Monitoring the feed consumption of a dairy cow can provide insight into both the animal's heath and how much milk the animal can produce. To date, a number of automated systems have been developed to perform this task. In the Roughage Intake Control (RIC) system from Insentec (Marknesse, The Netherlands; www.insentec.eu), for example, an RFID tag is used to identify animals as they approach the feeding gate, giving or denying them access to a feeding trough that is used to record feed intake after every visit.
"While useful," says Researcher Anthony Shelley of the University of Kentucky (Lexington, KY; www.uky.edu), "the physical barrier placed between the cow and feed interferes with the animal's natural feeding behavior. An ideal system would measure, control and monitor individual feed intake while not interfering with feeding habits or inhibiting workflow on a farm."
In a proof-of-concept system designed to accomplish this, Shelley and his colleagues used a Carmine 1.08 RGB+depth sensor from PrimeSense - now part of Apple Computer (Cupertino, CA, USA; www.apple.com) - to scan and record feed volume from which feed weight can be derived. By taking 3D measurements of food within a bin, the weight of food consumed by cattle can be accurately determined. This can then provide insight into both the animal's heath and how much milk the animal might produce.

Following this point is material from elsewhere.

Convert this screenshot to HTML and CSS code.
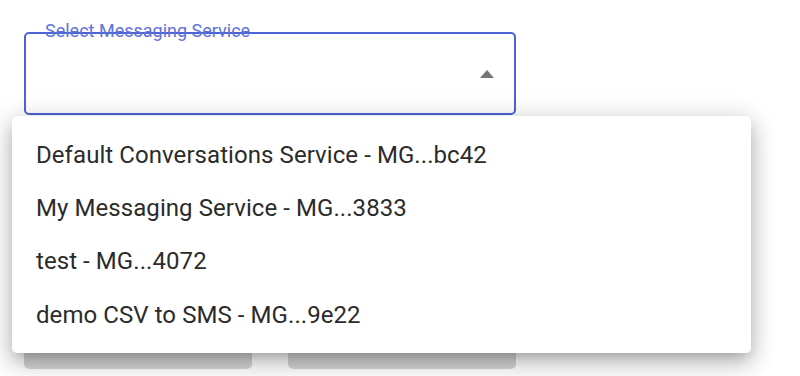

"By recording 3D scans of a feed bin at various fill levels, computing the volume of feed present and measuring the resulting weight of the feed, a mapping from volume to weight can be derived," says Shelley.
In one experimental setup, the depth sensor was placed 100cm from the top of a feeding bin with a single image captured from directly above the center of the feed surface. In operation, a pseudorandom dot pattern from the near-infrared laser illuminator in the depth sensor is projected onto the surface of the feeding bin. The reflected image is then captured by the sensor's near-infrared camera to detect constellations of points within the image. The position of these constellations within the camera's field of view is then used to determine how far the target surface is from the sensor.
Changing the amount of food in the bin and taking multiple 3D measurements can then be used to make volume measurements of feed within the bin. This data can then be compared with the weight of the feed derived from traditional weighing methods. As each image is captured, the data is transferred over the depth sensor's USB interface to a host PC. To produce a 3D map of the surface of the feed in the bin, KScan3D software from LMI Technologies (Delta, BC, Canada; www.lmi3d.com) was used. After each scan, the KScan3D software was used to reduce the 3D point cloud data to approximately 80,000 data points or 10% of the original data, as this was all that was needed to accurately represent a 3D scan.
Regression analysis was then used to determine the correlation between the camera sensor depth measurements of the feed surface and the scale-measured weight values of the feed in the bin. The results showed a strong fit between the volumetric scan data and scale-measured weight values. According to Shelley, future studies will determine how the system functions in open feeding parlors with multiple cows entering and exiting throughout the day and how the animals' feeding behaviors affect system accuracy.
Shelley is also planning to extend the concept of 3D scanning in the development of a system for the automated inspection of living animals in an unmodified working environment. Using a Kinect V2 sensor from Microsoft (Redmond, WA, USA; www.microsoft.com), the system will automatically identify the tail of the animal as it walks under the camera, in a hallway, outside a milking parlor as well as track the plane of symmetry that divides the animal's body into left and right halves. With such developments, the requirement for RFID systems may, in future, not be required.